The narrative begins with an almost slapstick account of shark-cage diving off the coast of South Africa, told with self-deprecating wit and enough detail to make me feel the chill of the ocean spray. Rathmell places himself in the middle of absurd, sometimes reckless adventures, often egged on by companions like Chet, the stereotypical frat-boy archetype. These scenes are hilarious, but beneath the humor lies a theme I found deeply resonant as a parent: the tension between peer pressure, bravado, and authentic self-discovery. We’ve all seen our kids (and sometimes ourselves) pulled into situations that test judgment, and Rathmell makes those stakes feel real without losing his playful tone.

Beyond the adventures, the book takes a harder look at the realities of post-apartheid South Africa. Through conversations on airplanes, volunteer projects in Cape Town, and the jarring presence of sprawling townships contrasted against tourist beaches, Rathmell exposes the inequalities that persist in everyday life. For me, these passages carried the strongest emotional weight. They forced me to think about how narratives of “voluntourism” often gloss over the systemic issues that drive people into those conditions in the first place.

The book is wide-ranging but cohesive.
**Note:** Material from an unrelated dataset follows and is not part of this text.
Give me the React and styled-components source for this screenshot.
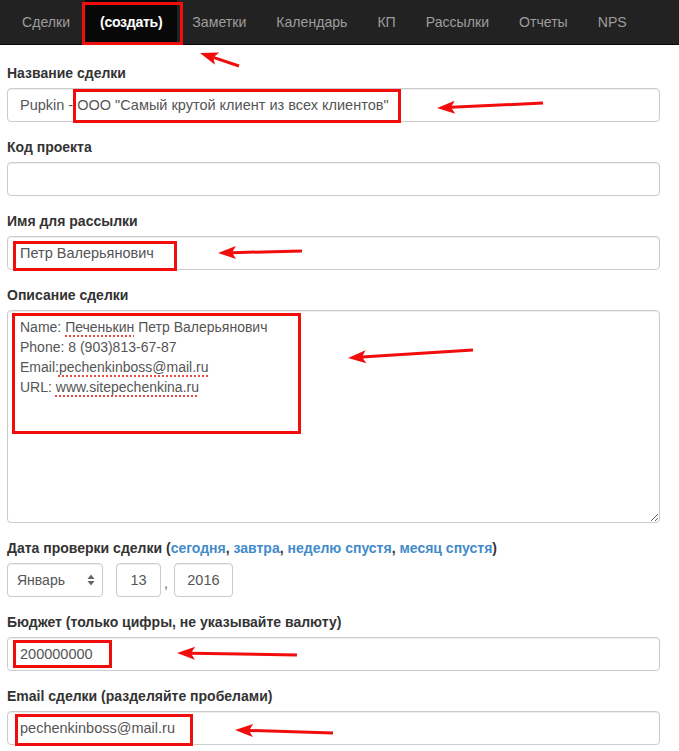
import React from "react";
import styled, { createGlobalStyle } from "styled-components";

const GlobalStyle = createGlobalStyle`
  body {
    margin: 0;
    background: #fff;
    font-family: "Liberation Sans", Arial, sans-serif;
    font-size: 14px;
    line-height: 20px;
    color: #333;
  }
  * { box-sizing: border-box; }
`;

const Page = styled.div`
  position: relative;
  width: 679px;
  min-height: 751px;
  overflow: hidden;
`;

const Navbar = styled.nav`
  height: 45px;
  background: #222;
  border-bottom: 1px solid #080808;
  padding-left: 7px;
`;

const NavList = styled.ul`
  display: flex;
  margin: 0;
  padding: 0;
  list-style: none;
  height: 44px;
`;

const NavLink = styled.li`
  display: flex;
  align-items: center;
  padding: 0 15px;
  height: 44px;
  font-size: 14.1px;
  color: ${(p) => (p.active ? "#fff" : "#9d9d9d")};
  font-weight: ${(p) => (p.active ? "bold" : "normal")};
  letter-spacing: ${(p) => (p.active ? "-0.3px" : "0")};
  background: ${(p) => (p.active ? "#080808" : "transparent")};
  cursor: pointer;
`;

const Form = styled.form`
  width: 653px;
  margin: 18px 0 0 7px;
`;

const Group = styled.div`
  margin-bottom: 15px;
`;

const Label = styled.label`
  display: block;
  margin-bottom: 5px;
  font-weight: bold;
  font-size: 14px;
  line-height: 20px;
  color: #333;
`;

const Link = styled.a`
  color: #428bca;
  text-decoration: none;
`;

const Input = styled.input`
  display: block;
  width: ${(p) => p.w || "100%"};
  height: 34px;
  padding: 6px 12px;
  font-family: inherit;
  font-size: 14.5px;
  color: #555;
  text-align: ${(p) => (p.center ? "center" : "left")};
  background: #fff;
  border: 1px solid #ccc;
  border-radius: 4px;
  box-shadow: inset 0 1px 1px rgba(0, 0, 0, 0.075);
  outline: none;
`;

const TextArea = styled.div`
  height: 213px;
  padding: 6px 12px;
  font-size: 14px;
  line-height: 20px;
  color: #555;
  border: 1px solid #ccc;
  border-radius: 4px;
  box-shadow: inset 0 1px 1px rgba(0, 0, 0, 0.075);
  overflow: auto;
  resize: vertical;
`;

const Misspelled = styled.span`
  text-decoration: underline dotted #ea4a44;
  text-decoration-thickness: 2px;
  text-underline-offset: 3px;
`;

const DateRow = styled.div`
  display: flex;
  align-items: center;
`;

const SelectBox = styled.div`
  position: relative;
  width: 96px;
  height: 34px;
  margin-right: 13px;
`;

const Select = styled.select`
  appearance: none;
  width: 100%;
  height: 100%;
  padding: 0 9px;
  font-family: inherit;
  font-size: 14px;
  color: #555;
  background: #fff;
  border: 1px solid #ccc;
  border-radius: 4px;
  box-shadow: inset 0 1px 1px rgba(0, 0, 0, 0.075);
  outline: none;
`;

const SelectArrows = styled.svg`
  position: absolute;
  right: 8px;
  top: 11px;
  pointer-events: none;
`;

const Comma = styled.span`
  margin: 6px 6px 0 3px;
  color: #555;
`;

const Overlay = styled.svg`
  position: absolute;
  left: 0;
  top: 0;
  pointer-events: none;
`;

const RED = "#f20d0d";

const Arrow = ({ from, to }) => {
  const dx = to[0] - from[0];
  const dy = to[1] - from[1];
  const len = Math.hypot(dx, dy);
  const ux = dx / len;
  const uy = dy / len;
  const hl = 18;
  const hw = 6.5;
  const bx = to[0] - ux * hl;
  const by = to[1] - uy * hl;
  const pts = [
    `${to[0]},${to[1]}`,
    `${bx - uy * hw},${by + ux * hw}`,
    `${bx + ux * 4},${by + uy * 4}`,
    `${bx + uy * hw},${by - ux * hw}`,
  ].join(" ");
  return (
    <g>
      <line x1={from[0]} y1={from[1]} x2={bx + ux * 4} y2={by + uy * 4} stroke={RED} strokeWidth="3" />
      <polygon points={pts} fill={RED} />
    </g>
  );
};

const Box = ({ x, y, w, h }) => (
  <rect x={x} y={y} width={w} height={h} fill="none" stroke={RED} strokeWidth="3" />
);

const tabs = ["Сделки", "(создать)", "Заметки", "Календарь", "КП", "Рассылки", "Отчеты", "NPS"];

const App = () => {
  return (
    <Page>
      <GlobalStyle />
      <Navbar>
        <NavList>
          {tabs.map((t) => (
            <NavLink key={t} active={t === "(создать)"}>
              {t}
            </NavLink>
          ))}
        </NavList>
      </Navbar>

      <Form onSubmit={(e) => e.preventDefault()}>
        <Group>
          <Label>Название сделки</Label>
          <Input readOnly defaultValue={'Pupkin - ООО "Самый крутой клиент из всех клиентов"'} />
        </Group>
        <Group>
          <Label>Код проекта</Label>
          <Input readOnly defaultValue="" />
        </Group>
        <Group>
          <Label>Имя для рассылки</Label>
          <Input readOnly defaultValue="Петр Валерьянович" />
        </Group>
        <Group>
          <Label>Описание сделки</Label>
          <TextArea>
            <div>
              Name: <Misspelled>Печенькин</Misspelled> Петр Валерьянович
            </div>
            <div>Phone: 8 (903)813-67-87</div>
            <div>
              Email:<Misspelled>pechenkinboss@mail.ru</Misspelled>
            </div>
            <div>
              URL: <Misspelled>www.sitepechenkina.ru</Misspelled>
            </div>
          </TextArea>
        </Group>
        <Group>
          <Label>
            Дата проверки сделки (<Link href="#">сегодня</Link>, <Link href="#">завтра</Link>,{" "}
            <Link href="#">неделю спустя</Link>, <Link href="#">месяц спустя</Link>)
          </Label>
          <DateRow>
            <SelectBox>
              <Select defaultValue="1">
                <option value="1">Январь</option>
                <option value="2">Февраль</option>
              </Select>
              <SelectArrows width="8" height="12" viewBox="0 0 8 12">
                <path d="M4 0.5 L7.5 5 H0.5 Z" fill="#666" />
                <path d="M4 11.5 L7.5 7 H0.5 Z" fill="#666" />
              </SelectArrows>
            </SelectBox>
            <Input readOnly center w="45px" defaultValue="13" />
            <Comma>,</Comma>
            <Input readOnly center w="59px" defaultValue="2016" />
          </DateRow>
        </Group>
        <Group>
          <Label>Бюджет (только цифры, не указывайте валюту)</Label>
          <Input readOnly defaultValue="200000000" />
        </Group>
        <Group>
          <Label>Email сделки (разделяйте пробелами)</Label>
          <Input readOnly defaultValue="pechenkinboss@mail.ru" />
        </Group>
      </Form>

      <Overlay width="679" height="751" viewBox="0 0 679 751">
        <Box x={83.5} y={3.5} w={98} h={40} />
        <Arrow from={[239, 66]} to={[200, 53]} />
        <Box x={74.5} y={90.5} w={325} h={31} />
        <Arrow from={[543, 103]} to={[437, 108]} />
        <Box x={14.5} y={242.5} w={161} h={27} />
        <Arrow from={[302, 251]} to={[218, 253]} />
        <Box x={13.5} y={314.5} w={286} h={118} />
        <Arrow from={[473, 350]} to={[348, 358]} />
        <Box x={14.5} y={641.5} w={96} h={25} />
        <Arrow from={[297, 655]} to={[177, 653]} />
        <Box x={16.5} y={715.5} w={175} h={29} />
        <Arrow from={[333, 733]} to={[235, 730]} />
      </Overlay>
    </Page>
  );
};

export default App;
There is the humor of youthful misadventures, yes, but also meditations on privilege, identity, and disillusionment with Western ideals. Rathmell grapples with his upbringing in small-town Pennsylvania and his yearning for more, balancing satire with sincerity. He skewers cultural clichés, whether it’s gap-year volunteers seeking Instagram validation or political leaders exploiting power, yet he also acknowledges his own complicity. This self-awareness gives the narrative authenticity.

Rathmell writes with a sharp eye for absurdity. His prose is witty, quick, and often irreverent, but it never feels gratuitous. Even the outlandish anecdotes, like an iPod app that supposedly requires travel to Africa to unlock Hans Zimmer tracks, fold back into broader reflections about technology, FOMO, and how young people define themselves. The balance of humor and seriousness makes the book highly readable, even when it veers into uncomfortable territory. Ultimately, How the Rhino Lost His Horn is about more than just a young man’s adventures abroad. It’s about how we reconcile the messy contradictions of modern life: idealism and cynicism, privilege and responsibility, comedy and tragedy.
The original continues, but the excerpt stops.